On-Balance Volume, or OBV, is a technical indicator that operates based on the assumption that price movements are preceded by volume movements. Traders use this tool to forecast future trends and gauge bull and bear strengths, particularly in the short-term. Forex markets are well-suited for the type of analysis OBV aims to provide since currency pair trading involves so much short-term arbitrage opportunities.
Forex trading volume acts a little differently than traditional stock trading volume, because there are two competing monetary mediums rather than the supply and demand of a trading instrument as expressed through a single currency. The assumptions made in the OBV formula make it uniquely able to provide a traditional volume reading, however.
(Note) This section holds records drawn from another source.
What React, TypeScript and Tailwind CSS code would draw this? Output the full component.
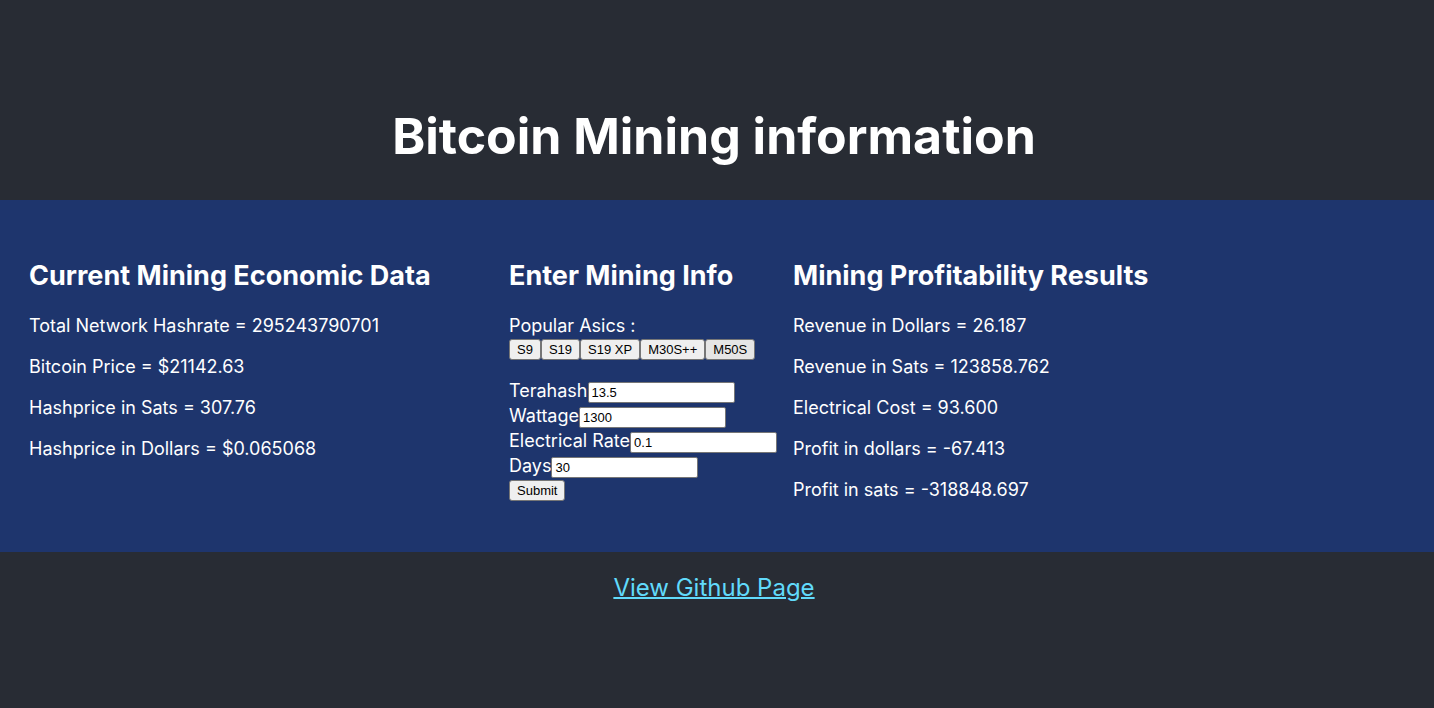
import { useState } from 'react';

const economicData = [
  'Total Network Hashrate = 295243790701',
  'Bitcoin Price = $21142.63',
  'Hashprice in Sats = 307.76',
  'Hashprice in Dollars = $0.065068',
];

const results = [
  'Revenue in Dollars = 26.187',
  'Revenue in Sats = 123858.762',
  'Electrical Cost = 93.600',
  'Profit in dollars = -67.413',
  'Profit in sats = -318848.697',
];

const asics = [
  { name: 'S9', terahash: '13.5', wattage: '1300' },
  { name: 'S19', terahash: '95', wattage: '3250' },
  { name: 'S19 XP', terahash: '140', wattage: '3010' },
  { name: 'M30S++', terahash: '112', wattage: '3472' },
  { name: 'M50S', terahash: '126', wattage: '3276' },
];

const buttonClass =
  "h-[21px] rounded-[3px] border border-[#767676] bg-[#efefef] px-[7px] font-['Liberation_Sans',sans-serif] text-[13px] leading-[18px] text-black last:bg-[#e5e5e5] hover:bg-[#e5e5e5]";

const submitClass =
  "mt-0.5 block h-[21px] rounded-[3px] border border-[#767676] bg-[#efefef] px-[7px] font-['Liberation_Sans',sans-serif] text-[13px] leading-[18px] text-black hover:bg-[#e5e5e5]";

const headingClass = 'text-[27px] leading-8 font-bold whitespace-nowrap';

function Field({ id, label, value, onChange }: { id: string; label: string; value: string; onChange: (v: string) => void }) {
  return (
    <div className="flex h-[25px] items-center whitespace-nowrap">
      <label htmlFor={id}>{label}</label>
      <input
        id={id}
        value={value}
        onChange={(e) => onChange(e.target.value)}
        className="mt-1 h-[21px] w-[147px] rounded-[2px] border border-[#767676] bg-white px-[3px] font-['Liberation_Sans',sans-serif] text-[13px] text-black"
      />
    </div>
  );
}

function DataColumn({ title, lines }: { title: string; lines: string[] }) {
  return (
    <section>
      <h2 className={headingClass}>{title}</h2>
      <div className="mt-[21px] flex flex-col gap-4">
        {lines.map((line) => (
          <p key={line}>{line}</p>
        ))}
      </div>
    </section>
  );
}

export default function App() {
  const [terahash, setTerahash] = useState('13.5');
  const [wattage, setWattage] = useState('1300');
  const [rate, setRate] = useState('0.1');
  const [days, setDays] = useState('30');

  return (
    <div className="flex min-h-screen flex-col items-center justify-center bg-[#282c34] font-[Inter,sans-serif] text-white">
      <h1 className="mb-8 pr-1.5 text-[50px] leading-[64px] font-bold">Bitcoin Mining information</h1>
      <main className="grid w-full grid-cols-[460px_264px_1fr] gap-x-5 bg-[#1e356d] px-[29px] pt-15 pb-[50px] text-[18px] leading-[25px]">
        <DataColumn title="Current Mining Economic Data" lines={economicData} />
        <section>
          <h2 className={headingClass}>Enter Mining Info</h2>
          <p className="mt-[21px]">Popular Asics :</p>
          <div className="mt-px flex">
            {asics.map((asic) => (
              <button
                key={asic.name}
                type="button"
                className={buttonClass}
                onClick={() => {
                  setTerahash(asic.terahash);
                  setWattage(asic.wattage);
                }}
              >
                {asic.name}
              </button>
            ))}
          </div>
          <form className="mt-[18px]" onSubmit={(e) => e.preventDefault()}>
            <Field id="terahash" label="Terahash" value={terahash} onChange={setTerahash} />
            <Field id="wattage" label="Wattage" value={wattage} onChange={setWattage} />
            <Field id="rate" label="Electrical Rate" value={rate} onChange={setRate} />
            <Field id="days" label="Days" value={days} onChange={setDays} />
            <button type="submit" className={submitClass}>Submit</button>
          </form>
        </section>
        <DataColumn title="Mining Profitability Results" lines={results} />
      </main>
      <div className="mt-5 pr-1.5 text-[24px] leading-8">
        <a href="https://github.com" className="text-[#61dafb] underline decoration-2">View Github Page</a>
      </div>
    </div>
  );
}
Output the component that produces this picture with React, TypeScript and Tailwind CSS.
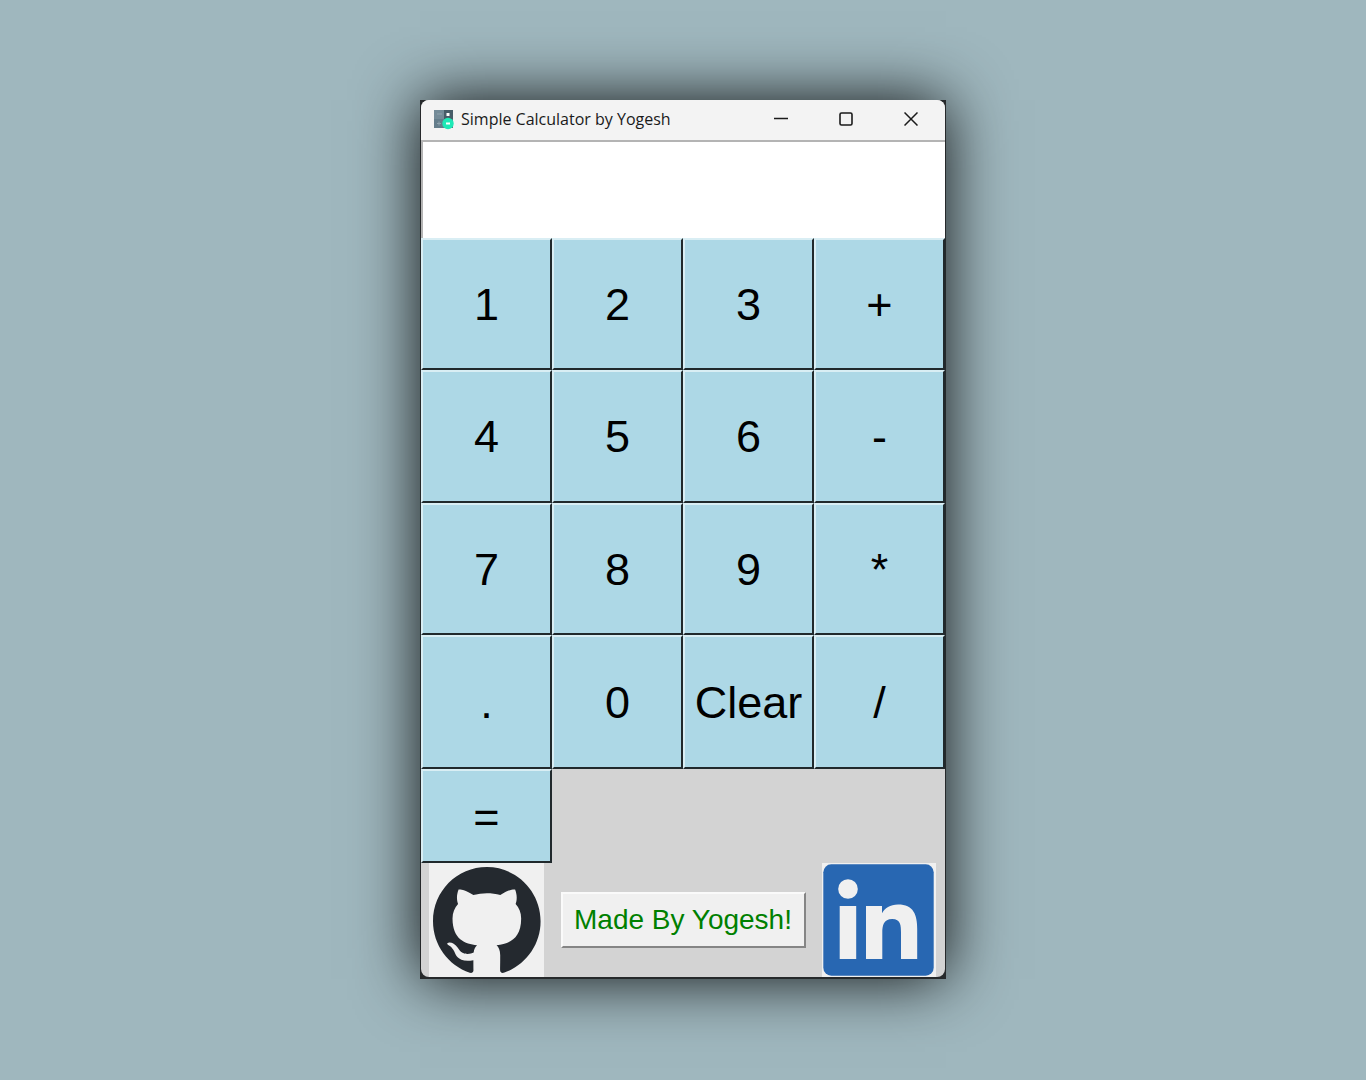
import React, { useState } from "react";

const KEYS = ["1", "2", "3", "+", "4", "5", "6", "-", "7", "8", "9", "*", ".", "0", "Clear", "/", "="];

function AppIcon() {
  return (
    <svg width="20" height="20" viewBox="0 0 20 20" aria-hidden="true">
      <rect width="10" height="10" fill="#748b98" />
      <rect x="10" width="9" height="10" fill="#475c68" />
      <rect y="9" width="10" height="9" fill="#647d8b" />
      <rect x="10" y="9" width="9" height="9" fill="#566f7c" />
      <path d="M3 4h5M3 13.500h4M5 11.500v4" stroke="#8fa2ad" strokeWidth="1" />
      <rect x="12.500" y="3" width="3" height="3" fill="#fff" />
      <circle cx="14" cy="13.500" r="5.700" fill="#1de9b6" />
      <rect x="12" y="12.500" width="4" height="2" fill="#fff" />
    </svg>
  );
}

function GithubMark() {
  return (
    <svg width="108" height="106" viewBox="0 0 98 96" aria-hidden="true">
      <path
        fill="#24292f"
        fillRule="evenodd"
        d="M48.854 0C21.839 0 0 22 0 49.217c0 21.756 13.993 40.172 33.405 46.69 2.427.49 3.316-1.059 3.316-2.362 0-1.141-.08-5.052-.08-9.127-13.59 2.934-16.42-5.867-16.42-5.867-2.184-5.704-5.42-7.17-5.42-7.17-4.448-3.015.324-3.015.324-3.015 4.934.326 7.523 5.052 7.523 5.052 4.367 7.496 11.404 5.378 14.235 4.074.404-3.178 1.699-5.378 3.074-6.6-10.839-1.141-22.243-5.378-22.243-24.283 0-5.378 1.94-9.778 5.014-13.2-.485-1.222-2.184-6.275.486-13.038 0 0 4.125-1.304 13.426 5.052a46.97 46.97 0 0 1 12.214-1.63c4.125 0 8.33.571 12.213 1.63 9.302-6.356 13.427-5.052 13.427-5.052 2.67 6.763.97 11.816.485 13.038 3.155 3.422 5.015 7.822 5.015 13.2 0 18.905-11.404 23.06-22.324 24.283 1.78 1.548 3.316 4.481 3.316 9.126 0 6.6-.08 11.897-.08 13.526 0 1.304.89 2.853 3.316 2.364 19.412-6.52 33.405-24.935 33.405-46.691C97.707 22 75.788 0 48.854 0z"
      />
    </svg>
  );
}

function LinkedinMark() {
  return (
    <svg width="114" height="114" viewBox="0 0 114 114" aria-hidden="true">
      <rect x="1.300" y="1.300" width="110.400" height="111.400" rx="8" fill="#2867b2" />
      <g fill="#f0f0f0">
        <circle cx="26" cy="26" r="9.800" />
        <path d="M17.700 43H34.200V96H17.700z" />
        <path d="M44 43H60V50.200C62.600 45.400 68.200 41.500 76 41.500C91.500 41.500 95.200 51.700 95.200 66V96H79V69.500C79 63 78.800 56 70.200 56C61.500 56 60.300 63 60.300 69.500V96H44z" />
      </g>
    </svg>
  );
}

const control = "flex w-[65px] items-center justify-center hover:bg-black/5";

export default function App() {
  const [value, setValue] = useState("");

  const press = (key: string) => {
    if (key === "Clear") return setValue("");
    if (key !== "=") return setValue(value + key);
    try {
      setValue(/^[\d.+\-*/]+$/.test(value) ? String(Function(`return ${value}`)()) : "");
    } catch {
      setValue("Error");
    }
  };

  return (
    <div className="flex min-h-screen justify-center bg-[#9fb7be] py-[100px] font-['Liberation_Sans',Arial,sans-serif]">
      <main className="w-full max-w-[526px] self-start bg-[#26292b] px-px pb-[2px] shadow-[0_0_60px_rgba(0,0,0,0.92)]">
        <div className="overflow-hidden rounded-lg bg-[#d3d3d3]">
          <header className="flex h-10 justify-between bg-[#f3f3f3] pl-[13px]">
            <div className="flex items-center gap-[7px]">
              <AppIcon />
              <h1 className="pb-[2px] font-['Open_Sans','Noto_Sans',sans-serif] text-base text-[#1a1a1a]">
                Simple Calculator by Yogesh
              </h1>
            </div>
            <div className="flex pb-[2px] pr-[2px]">
              <button aria-label="Minimize" className={control}>
                <svg width="14" height="14" viewBox="0 0 14 14" stroke="#1a1a1a" strokeWidth="1.300">
                  <path d="M0 6.500h14" />
                </svg>
              </button>
              <button aria-label="Maximize" className={control}>
                <svg width="14" height="14" viewBox="0 0 14 14" fill="none" stroke="#1a1a1a" strokeWidth="1.600">
                  <rect x="1" y="1" width="12" height="12" rx="1.500" />
                </svg>
              </button>
              <button aria-label="Close" className={control}>
                <svg width="14" height="14" viewBox="0 0 14 14" stroke="#1a1a1a" strokeWidth="1.500">
                  <path d="M.5.5l13 13M13.500.5l-13 13" />
                </svg>
              </button>
            </div>
          </header>

          <input
            aria-label="Display"
            value={value}
            onChange={(e) => setValue(e.target.value)}
            className="block h-[98px] w-full border-l-2 border-t-2 border-l-[#b4b4b4] border-t-[#b4b4b4] bg-white px-2 text-[45px] outline-none"
          />

          <div className="grid grid-cols-4 grid-rows-[132px_133px_132px_134px_94px]">
            {KEYS.map((key) => (
              <button
                key={key}
                onClick={() => press(key)}
                className="border-b-2 border-l-2 border-r-2 border-t-2 border-b-[#20292c] border-l-[#d9eef4] border-r-[#20292c] border-t-[#d9eef4] bg-[#add8e6] text-[45px] leading-none text-black"
              >
                {key}
              </button>
            ))}
          </div>

          <footer className="flex items-center justify-between pl-2 pr-[9px]">
            <a href="#github" aria-label="GitHub" className="flex h-[114px] w-[115px] items-center justify-center bg-[#f0f0f0]">
              <GithubMark />
            </a>
            <button className="h-14 w-[245px] border-2 border-b-[#858585] border-l-[#fafafa] border-r-[#858585] border-t-[#fafafa] bg-[#f0f0f0] text-[28px] leading-none text-[#008000]">
              Made By Yogesh!
            </button>
            <a href="#linkedin" aria-label="LinkedIn" className="bg-[#f0f0f0]">
              <LinkedinMark />
            </a>
          </footer>
        </div>
      </main>
    </div>
  );
}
Mechanically, the OBV is not difficult to understand. Whenever one day’s trading price closes above the trading price for the day before, trading volume is added to a running OBV line. Conversely, volume is subtracted from the running total when the current day’s prices close below the close for the day before; you want to enter trends that have the OBV’s support and attempt to short trends that do not.
Contrast the OBV trendline with the currency pair price action trendline. Divergence occurs when the OBV pattern does not move in concert with the price, while confirmation of trend strength can be signaled when the two move together. If the volume does not support a new price movement, you may want to avoid the trade because there is a stronger chance of the price retracing quickly.
Remember that the OBV is a leading indicator, and it can be balanced by lagging indicators. Add a moving average line to the OBV to look for OBV line breakouts; you can confirm a breakout in the price if the OBV indicator makes a concurrent breakout.